Dass die fossilen Rohstoffe endlich sind, merkt man schon beim Tanken oder beim Kauf von Heizöl: die Brennstoffpreise steigen stetig. Forscher des Max-Planck-Instituts für Kohlenforschung in Mülheim an der Ruhr suchen daher nach nachhaltigen und klimaneutralen Alternativen zu den fossilen Rohstoffen – nicht nur für den Sprit von morgen, sondern auch als Ausgangssubstanzen in der chemischen Industrie. Eine Quelle dafür könnte Lignin sein. Lignin ist ein Biopolymer, das Bäume und Sträucher in ihre Zellwände einlagern. Es durchdringt die Cellulosefasern von Holzzellen und macht sie fest – eben holzig. Die vielfach vernetzten Kettenmoleküle bilden 20 bis 30 Prozent der Trockenmasse holziger Pflanzen, ihre Bausteine könnten für die chemische Industrie nützlich sein, etwa zur Veredelung von Biokraftstoffen oder als Ausgangsmaterialien für Kunststoffe.

„Man kennt das Potential von Lignin schon sehr lange“, erklärt Roberto Rinaldi, Max-Planck-Forschungsgruppenleiter am Mülheimer Institut. Bisher ließ sich der Schatz im Holz jedoch nicht heben – zumindest nicht mit wirtschaftlich vertretbarem Aufwand. Zwar können Chemiker die stark vernetzten Kettenmoleküle des Lignins mit einer Säure bei hoher Temperatur in kleinere Einheiten zerlegen. Dabei entsteht aber ein wildes Gemisch zahlloser sauerstoffhaltiger Verbindungen, die sich nur schwer trennen lassen. Die Arbeitsgruppe um den brasilianischen Forscher Rinaldi schafft da jetzt Abhilfe. Denn die Chemiker haben einen relativ einfachen Weg gefunden, Lignin zu spalten und gleichzeitig den Sauerstoff weitgehend aus diesen Verbindungen zu entfernen. So bleiben hauptsächlich Kohlenwasserstoffe, vor allem sogenannte Arene, also aromatische Verbindungen zurück, die sich leichter sortieren lassen.

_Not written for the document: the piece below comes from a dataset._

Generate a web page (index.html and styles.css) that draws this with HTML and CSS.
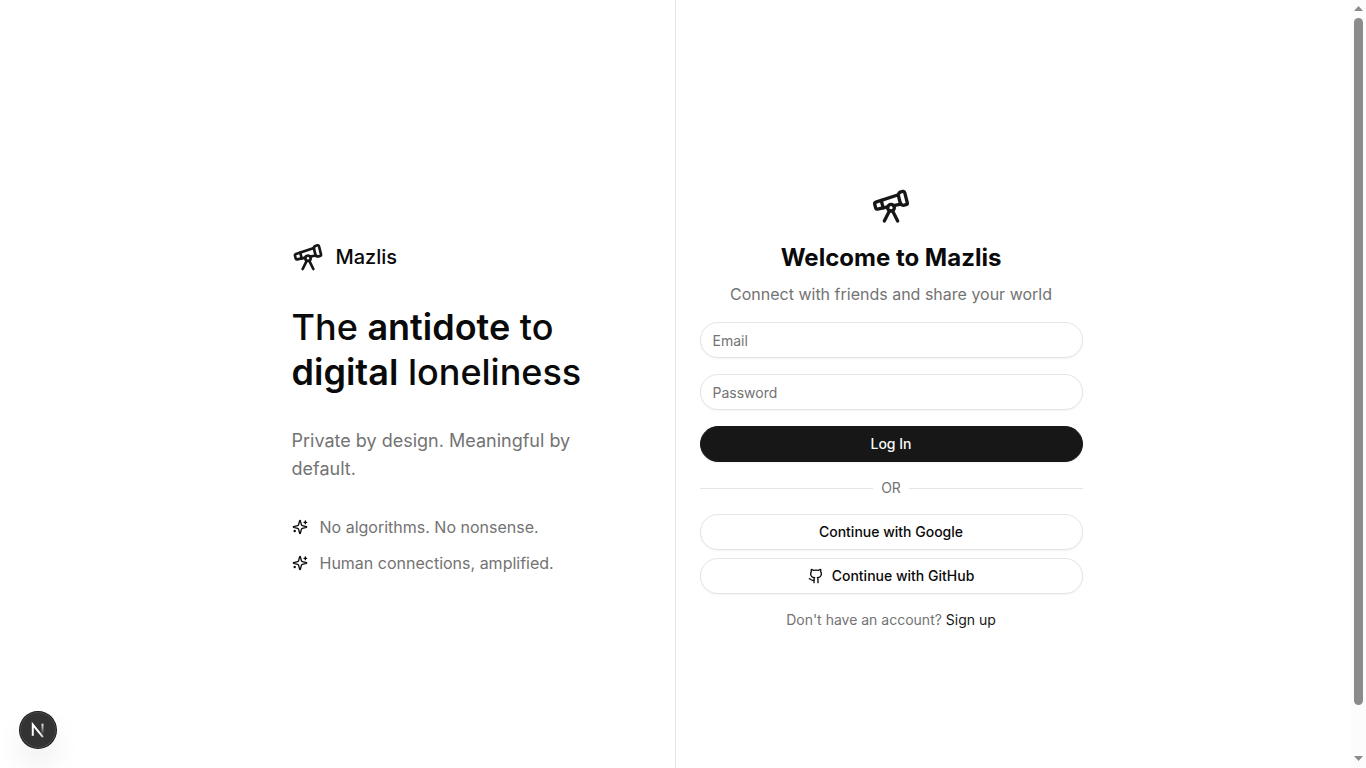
FILE: index.html
```html
<!DOCTYPE html>
<html lang="en">
<head>
<meta charset="utf-8">
<meta name="viewport" content="width=device-width, initial-scale=1">
<title>Mazlis</title>
<link rel="stylesheet" href="styles.css">
</head>
<body>
<svg class="sprite" aria-hidden="true">
  <symbol id="telescope" viewBox="0 0 24 24">
    <path d="m10.065 12.493-6.18 1.318a.934.934 0 0 1-1.108-.702l-.537-2.15a1.07 1.07 0 0 1 .691-1.265l13.504-4.44"/>
    <path d="m13.56 11.747 4.332-.924"/>
    <path d="m16 21-3.105-6.21"/>
    <path d="M16.485 5.94a2 2 0 0 1 1.455-2.425l1.09-.272a1 1 0 0 1 1.212.727l1.515 6.06a1 1 0 0 1-.727 1.213l-1.09.272a2 2 0 0 1-2.425-1.455z"/>
    <path d="m6.158 8.633 1.114 4.456"/>
    <path d="m8 21 3.105-6.21"/>
    <circle cx="12" cy="13" r="2"/>
  </symbol>
  <symbol id="sparkles" viewBox="0 0 24 24">
    <path d="M9.937 15.5A2 2 0 0 0 8.5 14.063l-6.135-1.582a.5.5 0 0 1 0-.962L8.5 9.936A2 2 0 0 0 9.937 8.5l1.582-6.135a.5.5 0 0 1 .963 0L14.063 8.5A2 2 0 0 0 15.5 9.937l6.135 1.581a.5.5 0 0 1 0 .964L15.5 14.063a2 2 0 0 0-1.437 1.437l-1.582 6.135a.5.5 0 0 1-.963 0z"/>
    <path d="M20 3v4"/><path d="M22 5h-4"/><path d="M4 17v2"/><path d="M5 18H3"/>
  </symbol>
</svg>
<div class="viewport">
  <main class="page">
    <section class="intro">
      <div class="intro-content">
        <div class="brand">
          <svg class="icon icon-md" aria-hidden="true"><use href="#telescope"/></svg>
          <span>Mazlis</span>
        </div>
        <h1 class="headline">The <strong>antidote</strong> to <strong>digital</strong> loneliness</h1>
        <p class="tagline">Private by design. Meaningful by default.</p>
        <ul class="points">
          <li><svg class="icon icon-sm" aria-hidden="true"><use href="#sparkles"/></svg>No algorithms. No nonsense.</li>
          <li><svg class="icon icon-sm" aria-hidden="true"><use href="#sparkles"/></svg>Human connections, amplified.</li>
        </ul>
      </div>
    </section>
    <section class="login">
      <div class="login-content">
        <header class="welcome">
          <svg class="icon icon-lg" aria-hidden="true"><use href="#telescope"/></svg>
          <h2>Welcome to Mazlis</h2>
          <p>Connect with friends and share your world</p>
        </header>
        <form class="form">
          <input class="field" type="email" placeholder="Email" aria-label="Email">
          <input class="field" type="password" placeholder="Password" aria-label="Password">
          <button class="button primary" type="submit">Log In</button>
        </form>
        <div class="divider"><span>OR</span></div>
        <div class="providers">
          <button class="button" type="button">Continue with Google</button>
          <button class="button" type="button">
            <svg class="icon icon-sm" viewBox="0 0 24 24" aria-hidden="true"><path d="M15 22v-4a4.8 4.8 0 0 0-1-3.5c3 0 6-2 6-5.5.08-1.25-.27-2.48-1-3.5.28-1.15.28-2.35 0-3.5 0 0-1 0-3 1.5-2.64-.5-5.36-.5-8 0C6 2 5 2 5 2c-.3 1.15-.3 2.35 0 3.5A5.403 5.403 0 0 0 4 9c0 3.5 3 5.5 6 5.5-.39.49-.68 1.05-.85 1.65-.17.6-.22 1.23-.15 1.85v4"/><path d="M9 18c-4.51 2-5-2-7-2"/></svg>
            Continue with GitHub
          </button>
        </div>
        <p class="signup">Don't have an account? <a href="#signup">Sign up</a></p>
      </div>
    </section>
  </main>
  <div class="scrollbar" aria-hidden="true">
    <svg class="arrow" viewBox="0 0 9 5"><path d="M0 5 4.500 0 9 5z"/></svg>
    <div class="track"><div class="thumb"></div></div>
    <svg class="arrow" viewBox="0 0 9 5"><path d="M0 0 4.500 5 9 0z"/></svg>
  </div>
</div>
<button class="dev-badge" type="button" aria-label="Open developer tools">
  <svg viewBox="0 0 40 40" fill="none" aria-hidden="true">
    <defs>
      <linearGradient id="diagonal" gradientUnits="userSpaceOnUse" x1="22" y1="22" x2="28" y2="30"><stop stop-color="#fff"/><stop offset=".6" stop-color="#fff" stop-opacity=".75"/><stop offset="1" stop-color="#fff" stop-opacity="0"/></linearGradient>
      <linearGradient id="stem" gradientUnits="userSpaceOnUse" x1="26" y1="12" x2="26" y2="25"><stop stop-color="#fff"/><stop offset="1" stop-color="#fff" stop-opacity="0"/></linearGradient>
    </defs>
    <path d="M14.200 26.500V14L25.500 28" stroke="url(#diagonal)" stroke-width="2.200"/>
    <path d="M25 13V25" stroke="url(#stem)" stroke-width="2.200"/>
  </svg>
</button>
</body>
</html>
```
FILE: styles.css
```css
* { box-sizing: border-box; }
body {
  margin: 0;
  background: #fff;
  color: #0a0a0a;
  font: 16px/24px Inter, "Liberation Sans", sans-serif;
}
h1, h2, p, ul { margin: 0; padding: 0; }
.sprite { position: absolute; width: 0; height: 0; }
.icon {
  flex: none;
  fill: none;
  stroke: currentColor;
  stroke-width: 2;
  stroke-linecap: round;
  stroke-linejoin: round;
}
.icon-sm { width: 16px; height: 16px; }
.icon-md { width: 32px; height: 32px; color: #171717; }
.icon-lg { width: 40px; height: 40px; color: #171717; }

.viewport { display: flex; height: 100vh; }
.page {
  flex: 1;
  display: grid;
  grid-template-columns: 1fr 1fr;
  grid-auto-rows: minmax(calc(100vh + 48px), auto);
  overflow-y: auto;
  scrollbar-width: none;
}
.intro, .login { display: flex; align-items: center; }
.intro { justify-content: flex-end; border-right: 1px solid #e5e5e5; }
.intro-content {
  display: flex;
  flex-direction: column;
  gap: 32px;
  width: 100%;
  max-width: 383px;
  padding-right: 64px;
}
.brand {
  display: flex;
  align-items: center;
  gap: 12px;
  font-size: 20px;
  line-height: 28px;
  font-weight: 500;
}
.headline { font-size: 36px; line-height: 45px; font-weight: 500; }
.headline strong { font-weight: 600; }
.tagline { color: #737373; font-size: 18px; line-height: 28px; }
.points {
  display: flex;
  flex-direction: column;
  gap: 12px;
  list-style: none;
  color: #737373;
}
.points li { display: flex; align-items: center; gap: 12px; }
.points .icon { color: #0a0a0a; }

.login { padding: 0 24px; }
.login-content {
  display: flex;
  flex-direction: column;
  gap: 16px;
  width: 100%;
  max-width: 383px;
}
.welcome { display: flex; flex-direction: column; align-items: center; text-align: center; }
.welcome h2 { margin: 16px 0 8px; font-size: 24px; line-height: 32px; font-weight: 700; }
.welcome p { color: #737373; }
.form { display: flex; flex-direction: column; gap: 16px; }
.field, .button {
  width: 100%;
  height: 36px;
  border: 1px solid #e5e5e5;
  border-radius: 18px;
  background: #fff;
  color: #0a0a0a;
  font: 14px/20px Inter, "Liberation Sans", sans-serif;
  box-shadow: 0 1px 2px rgba(0, 0, 0, .05);
}
.field { padding: 4px 12px; }
.field::placeholder { color: #737373; opacity: 1; }
.button {
  display: flex;
  align-items: center;
  justify-content: center;
  gap: 8px;
  padding: 0 16px;
  font-weight: 500;
  cursor: pointer;
}
.primary { border-color: #171717; background: #171717; color: #fafafa; }
.divider {
  display: flex;
  align-items: center;
  gap: 8px;
  color: #737373;
  font-size: 14px;
  line-height: 20px;
}
.divider::before, .divider::after { content: ""; flex: 1; height: 1px; background: #e5e5e5; }
.providers { display: flex; flex-direction: column; gap: 8px; }
.signup { color: #737373; font-size: 14px; line-height: 20px; text-align: center; }
.signup a { color: #171717; text-decoration: none; }

.scrollbar {
  flex: none;
  display: flex;
  flex-direction: column;
  align-items: center;
  gap: 7px;
  width: 15px;
  padding: 6px 0 7px;
  background: #fcfcfc;
}
.arrow { width: 9px; height: 5px; fill: #8b8b8b; }
.track { flex: 1; width: 9px; }
.thumb { height: 94%; border-radius: 5px; background: #8b8b8b; }

.dev-badge {
  position: fixed;
  left: 20px;
  bottom: 20px;
  width: 36px;
  height: 36px;
  padding: 0;
  border: 0;
  border-radius: 50%;
  background: #333;
  box-shadow: 0 0 0 1px #171717, inset 0 0 0 1px #474747, 0 16px 32px -8px rgba(0, 0, 0, .24);
}
.dev-badge svg { display: block; width: 36px; height: 36px; }
```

Drei Reaktionen lassen sich kombinieren, weil zwei Katalysatoren zusammenspielen

Der chemische Mix des gespaltenen Lignins besteht aus sogenannten Phenolen und anderen sauerstoffhaltigen aromatischen Verbindungen. Den Schlüssel zum chemischen Schatz im Holz fanden die Forscher, als sie in einem Topf gleichzeitig drei Reaktionen ablaufen ließen, die für die Umwandlung der Ligninbausteine in sauerstofffreie Arene nötig sind. In den miteinander gekoppelten Reaktionen entzieht ein einfacher Alkohol den Phenolen über verschiedene Zwischenschritte Sauerstoff. Dabei wird ein Teil der Ausgangsstoffe vorübergehend hydriert, also mit Wasserstoff versehen.

„Wir können die Reaktionen kombinieren, weil wir zwei Katalysatoren zusammenspielen lassen“, erklärt Roberto Rinaldi. Katalysatoren sind chemische Werkzeuge, die Reaktionen in Gang setzen oder beschleunigen, ohne dabei selbst verbraucht zu werden. Bei den Katalysatoren, die Rinaldi verwendet, handelt es sich nicht mal um besondere Exemplare: zum einen Raney-Nickel, ein Pulver, das vor allem poröses Nickel enthält und Wasserstoff an organische Moleküle vermittelt; zum anderen Zeolithe, poröse aluminiumhaltige Silikate, die einem Zwischenprodukt des chemischen Dreisprungs Wasser entziehen. „Das sind keine neuartigen Katalysatoren“, sagt Rinaldi. „Wir gehen nur auf neue Weise an das Problem heran, Lignin nutzbar zu machen.“

Der kombinierte Prozess braucht weniger Energie

Bisher sind hohe Temperaturen bis 500 Grad Celsius und Drücke bis zu 200 bar, dem 200-fachen des Atmosphärendrucks, nötig, um die Bruchstücke des Lignins aufzubereiten. Dagegen läuft der kombinierte Prozess der Mülheimer Forscher unter relativ milden Bedingungen ab, nämlich bei etwa 150 Grad und bei Druck von unter 40 bar, und braucht daher weniger Energie. „Apparaturen für die Reaktionen sollten nicht kompliziert zu bauen sein“, schätzt Rinaldi.

Und selbst wenn die Ausbeuten der einzelnen Substanzen aus dem Lignin für die Industrie zu gering ist, eignen sich die Produkte doch zumindest, um synthetische Kraftstoffe zu veredeln. Denn sie sind sehr energiereich und müssen für Treibstoffe nicht sortenrein vorliegen. „Den Kraftstoffen, die nach dem Fischer-Tropsch-Prozess hergestellt werden, fehlen solche Kohlenwasserstoffe, die aber für die Luftfahrt und für Otto-Motoren benötigt werden.

Da Roberto Rinaldi und seine Kollegen davon überzeugt sind, dass ihre Entdeckung praktische Bedeutung findet, haben sie ihr Verfahren patentieren lassen. Ihre Ergebnisse haben sie in der Fachzeitschrift „Angewandte Chemie“ als „Hot Paper“ veröffentlicht.